Cinnamon Apple Chips
Kate Neubauer writes:
My cousin Julie McPhee and I hosted a Young Living info afternoon. I wanted to showcase some healthy treats along with the ever popular cakes. I googled YLEO recipes and this apple chip recipe popped up.
I much prefer to eat than cook, so this was the perfect recipe for me. The apple chips looked so simple to make and sounded delicious.
I bought the ingredients and made several batches.
For the first batch we cut the apples slightly thicker, so they turned out more chewy. The second batch of apples were sliced thinner, so they turned out more like crispy chips. Both batches were a hit!

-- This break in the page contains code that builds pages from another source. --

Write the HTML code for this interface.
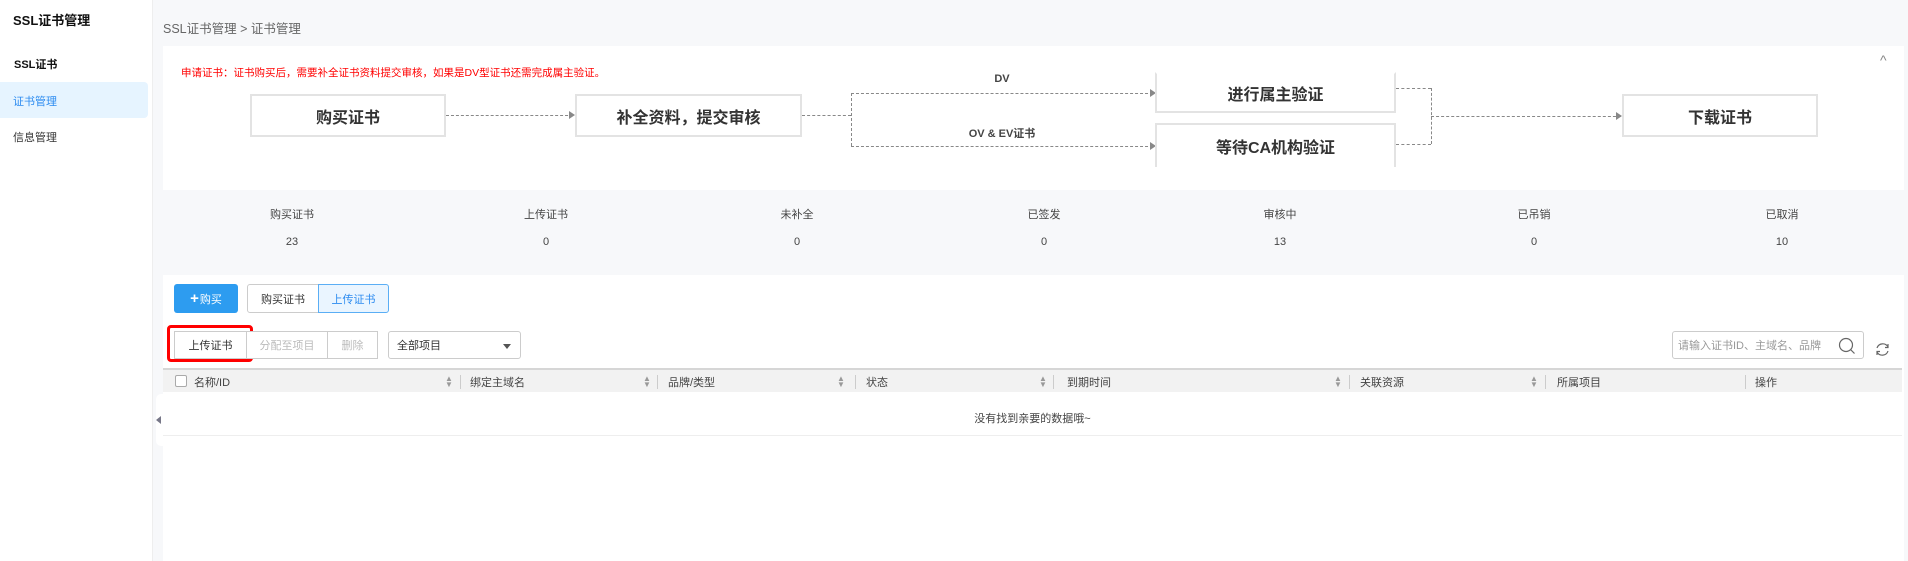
<!DOCTYPE html>
<html><head><meta charset="utf-8"><style>
*{margin:0;padding:0;box-sizing:border-box}
body{width:1908px;height:561px;overflow:hidden;background:#f7f8fa;font-family:"Liberation Sans","Noto Sans CJK SC",sans-serif;color:#333;position:relative}
.abs{position:absolute}
.side{left:0;top:0;width:153px;height:561px;background:#fff;border-right:1px solid #eee}
.box{position:absolute;border:2px solid #e3e3e3;background:#fff;font-size:16px;font-weight:bold;color:#333;display:flex;align-items:center;justify-content:center}
.dash{position:absolute;border-top:1px dashed #888}
.vd{position:absolute;border-left:1px dashed #888}
.arr{position:absolute;width:0;height:0;border-left:6px solid #888;border-top:4px solid transparent;border-bottom:4px solid transparent}
.stat{position:absolute;top:206px;width:248px;text-align:center;font-size:11px;color:#444}
.stat b{display:block;font-weight:normal;margin-top:14px}
.btn{position:absolute;height:28px;border:1px solid #ccc;background:#fff;font-size:11px;display:flex;align-items:center;justify-content:center}
.th{position:absolute;top:382px;font-size:11px;color:#444}
.sep{position:absolute;top:375px;width:1px;height:14px;background:#ccc}
.sort{position:absolute;top:376px;font-size:8px;color:#999;line-height:6px}
</style></head><body>
<div class="abs side">
 <div class="abs" style="left:13px;top:10px;font-size:13px;font-weight:bold;color:#111">SSL证书管理</div>
 <div class="abs" style="left:14px;top:56px;font-size:11px;font-weight:bold;color:#111">SSL证书</div>
 <div class="abs" style="left:0;top:82px;width:148px;height:36px;background:#e6f4ff;border-radius:0 4px 4px 0"></div>
 <div class="abs" style="left:13px;top:93px;font-size:11px;color:#2d8cf0">证书管理</div>
 <div class="abs" style="left:13px;top:129px;font-size:11px;color:#333">信息管理</div>
</div>
<div class="abs" style="left:156px;top:394px;width:8px;height:52px;background:#fff;border-radius:5px 0 0 5px"></div>
<div class="abs" style="left:156px;top:416px;width:0;height:0;border-right:5px solid #778;border-top:4px solid transparent;border-bottom:4px solid transparent"></div>
<div class="abs" style="left:163px;top:18px;font-size:12.5px;color:#666">SSL证书管理 &gt; 证书管理</div>

<div class="abs" style="left:163px;top:46px;width:1741px;height:144px;background:#fff"></div>
<div class="abs" style="left:181px;top:65px;font-size:10.5px;color:#f00">申请证书：证书购买后，需要补全证书资料提交审核，如果是DV型证书还需完成属主验证。</div>
<div class="abs" style="left:1880px;top:52px;font-size:14px;color:#888">^</div>
<div class="box" style="left:250px;top:94px;width:196px;height:43px">购买证书</div>
<div class="dash" style="left:446px;top:115px;width:127px"></div><div class="arr" style="left:569px;top:111px"></div>
<div class="box" style="left:575px;top:94px;width:227px;height:43px">补全资料，提交审核</div>
<div class="dash" style="left:802px;top:115px;width:49px"></div>
<div class="vd" style="left:851px;top:93px;height:53px"></div>
<div class="dash" style="left:851px;top:93px;width:302px"></div><div class="arr" style="left:1150px;top:89px"></div>
<div class="dash" style="left:851px;top:146px;width:302px"></div><div class="arr" style="left:1150px;top:142px"></div>
<div class="abs" style="left:952px;top:73px;width:100px;text-align:center;font-size:11px;font-weight:bold;color:#444">DV</div>
<div class="abs" style="left:942px;top:125px;width:120px;text-align:center;font-size:11px;font-weight:bold;color:#444">OV &amp; EV证书</div>
<div class="box" style="left:1155px;top:72px;width:241px;height:41px;border-top-color:#fff">进行属主验证</div>
<div class="box" style="left:1155px;top:123px;width:241px;height:44px;border-bottom:none">等待CA机构验证</div>
<div class="dash" style="left:1396px;top:88px;width:35px"></div>
<div class="dash" style="left:1396px;top:144px;width:35px"></div>
<div class="vd" style="left:1431px;top:88px;height:56px"></div>
<div class="dash" style="left:1431px;top:116px;width:190px"></div><div class="arr" style="left:1616px;top:112px"></div>
<div class="box" style="left:1622px;top:94px;width:196px;height:43px">下载证书</div>

<div class="stat" style="left:168px">购买证书<b>23</b></div>
<div class="stat" style="left:422px">上传证书<b>0</b></div>
<div class="stat" style="left:673px">未补全<b>0</b></div>
<div class="stat" style="left:920px">已签发<b>0</b></div>
<div class="stat" style="left:1156px">审核中<b>13</b></div>
<div class="stat" style="left:1410px">已吊销<b>0</b></div>
<div class="stat" style="left:1658px">已取消<b>10</b></div>

<div class="abs" style="left:163px;top:275px;width:1741px;height:286px;background:#fff"></div>
<div class="abs" style="left:174px;top:284px;width:64px;height:29px;background:#2d9cf0;border-radius:3px;color:#fff;font-size:11px;display:flex;align-items:center;justify-content:center"><b style="font-size:15px;margin-right:1px">+</b>购买</div>
<div class="btn" style="left:247px;top:284px;width:72px;height:29px;border-radius:3px 0 0 3px">购买证书</div>
<div class="btn" style="left:318px;top:284px;width:71px;height:29px;border-color:#5aaef5;background:#eaf5ff;color:#2d8cf0;border-radius:0 3px 3px 0">上传证书</div>
<div class="abs" style="left:167px;top:325px;width:86px;height:37px;border:3px solid #f00;border-radius:4px"></div>
<div class="btn" style="left:174px;top:331px;width:73px">上传证书</div>
<div class="btn" style="left:246px;top:331px;width:82px;color:#bbb">分配至项目</div>
<div class="btn" style="left:327px;top:331px;width:51px;color:#bbb">删除</div>
<div class="btn" style="left:388px;top:331px;width:133px;justify-content:flex-start;padding-left:8px;border-radius:3px">全部项目<span style="position:absolute;right:9px;top:12px;border-top:5px solid #555;border-left:4px solid transparent;border-right:4px solid transparent"></span></div>
<div class="btn" style="left:1672px;top:331px;width:192px;justify-content:flex-start;padding-left:5px;color:#999;border-radius:3px">请输入证书ID、主域名、品牌
<svg style="position:absolute;right:7px;top:5px" width="18" height="18" viewBox="0 0 18 18"><circle cx="8" cy="8" r="6.5" fill="none" stroke="#666" stroke-width="1.2"/><path d="M12.5 12.5L16.5 16.5" stroke="#666" stroke-width="1.2"/></svg></div>
<svg class="abs" style="left:1874px;top:341px" width="17" height="17" viewBox="0 0 17 17"><path d="M3 7A6 6 0 0 1 14 6M14 10A6 6 0 0 1 3 11" fill="none" stroke="#666" stroke-width="1.2"/><path d="M14 3V6.5H11M3 14V10.5H6" fill="none" stroke="#666" stroke-width="1.2"/></svg>

<div class="abs" style="left:163px;top:368px;width:1739px;height:24px;background:#f2f2f2;border-top:2px solid #d6d6d6"></div>
<div class="abs" style="left:175px;top:375px;width:12px;height:12px;border:1px solid #aaa;background:#fff;border-radius:2px"></div>
<div class="th" style="left:194px;top:374px">名称/ID</div>
<div class="sort" style="left:445px">▲<br>▼</div><div class="sep" style="left:460px"></div>
<div class="th" style="left:470px;top:374px">绑定主域名</div>
<div class="sort" style="left:643px">▲<br>▼</div><div class="sep" style="left:657px"></div>
<div class="th" style="left:668px;top:374px">品牌/类型</div>
<div class="sort" style="left:837px">▲<br>▼</div><div class="sep" style="left:855px"></div>
<div class="th" style="left:866px;top:374px">状态</div>
<div class="sort" style="left:1039px">▲<br>▼</div><div class="sep" style="left:1053px"></div>
<div class="th" style="left:1067px;top:374px">到期时间</div>
<div class="sort" style="left:1334px">▲<br>▼</div><div class="sep" style="left:1349px"></div>
<div class="th" style="left:1360px;top:374px">关联资源</div>
<div class="sort" style="left:1530px">▲<br>▼</div><div class="sep" style="left:1545px"></div>
<div class="th" style="left:1557px;top:374px">所属项目</div>
<div class="sep" style="left:1745px"></div>
<div class="th" style="left:1755px;top:374px">操作</div>
<div class="abs" style="left:163px;top:410px;width:1739px;text-align:center;font-size:11px;color:#444">没有找到亲要的数据哦~</div>
<div class="abs" style="left:163px;top:435px;width:1739px;height:1px;background:#eee"></div>
</body></html>
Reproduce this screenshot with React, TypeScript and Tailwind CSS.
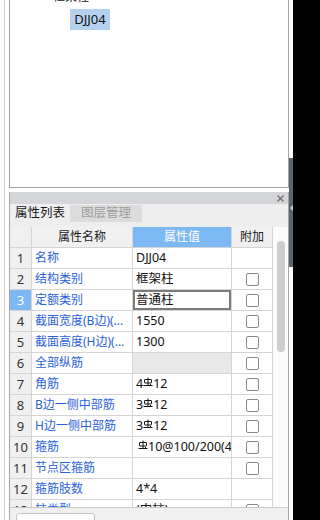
import React from "react";

type Row = {
  no: number;
  name: string;
  value?: string;
  // rebar values: "4" + symbol + "12"
  pre?: string;
  post?: string;
  check: boolean;
  active?: boolean;
  shaded?: boolean;
};

const rows: Row[] = [
  { no: 1, name: "名称", value: "DJJ04", check: false },
  { no: 2, name: "结构类别", value: "框架柱", check: true },
  { no: 3, name: "定额类别", value: "普通柱", check: true, active: true },
  { no: 4, name: "截面宽度(B边)(...", value: "1550", check: true },
  { no: 5, name: "截面高度(H边)(...", value: "1300", check: true },
  { no: 6, name: "全部纵筋", value: "", check: true, shaded: true },
  { no: 7, name: "角筋", pre: "4", post: "12", check: true },
  { no: 8, name: "B边一侧中部筋", pre: "3", post: "12", check: true },
  { no: 9, name: "H边一侧中部筋", pre: "3", post: "12", check: true },
  { no: 10, name: "箍筋", pre: "", post: "10@100/200(4)", check: true },
  { no: 11, name: "节点区箍筋", value: "", check: true },
  { no: 12, name: "箍筋肢数", value: "4*4", check: false },
  { no: 13, name: "柱类型", value: "(中柱)", check: true },
];

// grade III rebar symbol
function Rebar() {
  return (
    <svg width="10" height="10" viewBox="0 0 10 10" className="mb-[5px] shrink-0" fill="none" stroke="#111" strokeWidth="1">
      <path d="M5 0.5V8" />
      <rect x="1.5" y="2.5" width="7" height="3.5" rx="0.5" />
      <path d="M0.5 8.5H9.5" />
      <path d="M7.5 7V8.5" />
    </svg>
  );
}

function Checkbox() {
  return <div className="h-[13px] w-[13px] rounded-[2px] border border-[#8a8a8a] bg-white" />;
}

export default function App() {
  return (
    <div className="flex h-[520px] w-[320px] overflow-hidden bg-white font-['Noto_Sans','Noto_Sans_CJK_SC',sans-serif] text-[12px] text-[#111]">
      {/* left gutter */}
      <div className="flex w-[9px] shrink-0">
        <div className="w-[5px] border-r border-[#cfcfcf]" />
      </div>

      {/* panels */}
      <div className="flex w-[280px] shrink-0 flex-col">
        {/* tree panel */}
        <div className="h-[188px] shrink-0 border-x border-b border-[#a3a3a3] bg-white">
          <div className="-mt-[10px] h-[14px] pl-[43px] text-[12px] leading-[14px]">框架柱</div>
          <div className="mt-[5px] pl-[60px]">
            <span className="inline-block h-[21px] w-[40px] bg-[#b6d1ef] text-center text-[13px] leading-[21px]">DJJ04</span>
          </div>
        </div>

        {/* property panel */}
        <div className="mt-[4px] flex flex-1 flex-col border-x border-[#a3a3a3]">
          {/* title bar */}
          <div className="flex h-[12px] shrink-0 items-center justify-end bg-[#d5d6da] pr-[4px]">
            <svg width="7" height="7" viewBox="0 0 7 7" stroke="#707070" strokeWidth="1.4">
              <path d="M0.5 0.5L6.5 6.5M6.5 0.5L0.5 6.5" />
            </svg>
          </div>

          {/* tabs */}
          <div className="flex h-[23px] shrink-0 items-start bg-[#eeeeee] pt-[1px]">
            <div className="flex h-[17px] w-[60px] items-center justify-center text-[12.5px] text-[#1a1a1a]">属性列表</div>
            <div className="flex h-[17px] w-[72px] items-center justify-center bg-[#dcdcdc] text-[12.5px] text-[#9c9c9c]">图层管理</div>
          </div>

          {/* grid */}
          <div className="flex h-[281px] shrink-0 overflow-hidden border-b border-[#c9c9c9]">
            <div className="w-[263px] shrink-0">
              {/* header */}
              <div className="flex h-[21px] border-b border-[#d4d4d4] leading-[20px]">
                <div className="w-[22px] border-r border-[#d4d4d4] bg-[#f0f0f0]" />
                <div className="w-[101px] border-r border-[#d4d4d4] bg-[#f0f0f0] text-center text-[#222]">属性名称</div>
                <div className="w-[99px] border-r border-[#d4d4d4] bg-[#7bb8f4] text-center text-white">属性值</div>
                <div className="w-[41px] border-r border-[#d4d4d4] bg-[#f0f0f0] text-center text-[#222]">附加</div>
              </div>
              {rows.map((r) => (
                <div key={r.no} className="flex h-[21px] border-b border-[#d4d4d4] leading-[20px]">
                  <div
                    className={
                      r.active
                        ? "w-[22px] border-r border-[#d4d4d4] bg-[#7bb8f4] text-center text-[13px] text-white"
                        : "w-[22px] border-r border-[#d4d4d4] bg-[#f0f0f0] text-center text-[13px] text-[#333]"
                    }
                  >
                    {r.no}
                  </div>
                  <div className="w-[101px] overflow-hidden whitespace-nowrap border-r border-[#d4d4d4] pl-[3px] text-[#2a62d8]">
                    {r.name}
                  </div>
                  <div
                    className={
                      r.active
                        ? "flex w-[99px] items-center overflow-hidden whitespace-nowrap border-r border-[#d4d4d4] pl-[3px] text-[12.5px] ring-2 ring-inset ring-[#7a7a7a]"
                        : r.shaded
                          ? "flex w-[99px] items-center overflow-hidden whitespace-nowrap border-r border-[#d4d4d4] bg-[#e8e8e8] pl-[3px] text-[12.5px]"
                          : "flex w-[99px] items-center overflow-hidden whitespace-nowrap border-r border-[#d4d4d4] pl-[3px] text-[12.5px]"
                    }
                  >
                    {r.post !== undefined ? (
                      <>
                        {r.pre ? <span>{r.pre}</span> : <span className="w-[2px] shrink-0" />}
                        <Rebar />
                        <span>{r.post}</span>
                      </>
                    ) : (
                      r.value
                    )}
                  </div>
                  <div className="flex w-[41px] items-center justify-center border-r border-[#d4d4d4]">
                    {r.check && <Checkbox />}
                  </div>
                </div>
              ))}
            </div>
            {/* scrollbar */}
            <div className="flex-1 bg-[#fbfbfb] pl-[4px] pt-[14px]">
              <div className="h-[111px] w-[8px] rounded-full bg-[#cdcdcd]" />
            </div>
          </div>

          {/* bottom tabs */}
          <div className="flex-1 bg-[#f0f0f0] pl-[6px] pt-[5px]">
            <div className="flex h-[20px] w-[79px] items-center justify-center rounded-t-[3px] border border-[#c4c4c4] bg-white pt-[12px] text-[12px] text-[#222]">
              设置比例
            </div>
          </div>
        </div>
      </div>

      {/* splitter strip */}
      <div className="flex w-[4px] shrink-0 flex-col bg-white">
        <div className="h-[158px]" />
        <div className="flex h-[109px] flex-col bg-[#5c6670] pt-[47px]">
          <svg width="3" height="6" viewBox="0 0 3 6" className="ml-[1px]">
            <path d="M3 0L0 3L3 6Z" fill="#c9ced3" />
          </svg>
        </div>
      </div>

      <div className="flex-1 bg-black" />
    </div>
  );
}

No doubt these have become a regular sweet treat in my home.
- 3 apples
- ¼ cup honey
- 1 drop Cinnamon Bark oil
- Preheat the oven to 110 degrees Celsius (225⁰ Fahrenheit).
- Use Thieves Fruit & Veggie Spray to clean the fruit.
- With a mandolin or knife, thinly slice apples from top to bottom.
- In a small bowl, combine honey and Cinnamon Bark oil.
- Line two baking trays with parchment paper and place the apple slices on top. Drizzle the honey mixture over the apple slices.
- Bake in the oven for 90 minutes.
- Remove from the oven, and place the apple slices on a cooling rack.
- For best results, store apple chips in an airtight container and eat them within 24 hours.
Fresh Lemon Blueberries
Rebecca Shields writes:
I love to soak all my fresh fruit in water and Young Living’s Lemon oil.
I have been doing this for several years now, and plan to keep doing it for many more.
I love how clean the fruit is after the soak, and I almost think it makes them seem “fresher”. And I can give it to my children without stressing about what might be on it.
I recently got a heap of blueberries straight from the farm, and after soaking them in the Lemon oil and water I have to say I LOVE the flavour combo – it’s so yummy!!!
This is especially nice with fresh sweet blueberries, or in fact for any fruit that’s going to be used on a fruit salad. I’m looking forward to experimenting so I can discover some new flavour combos.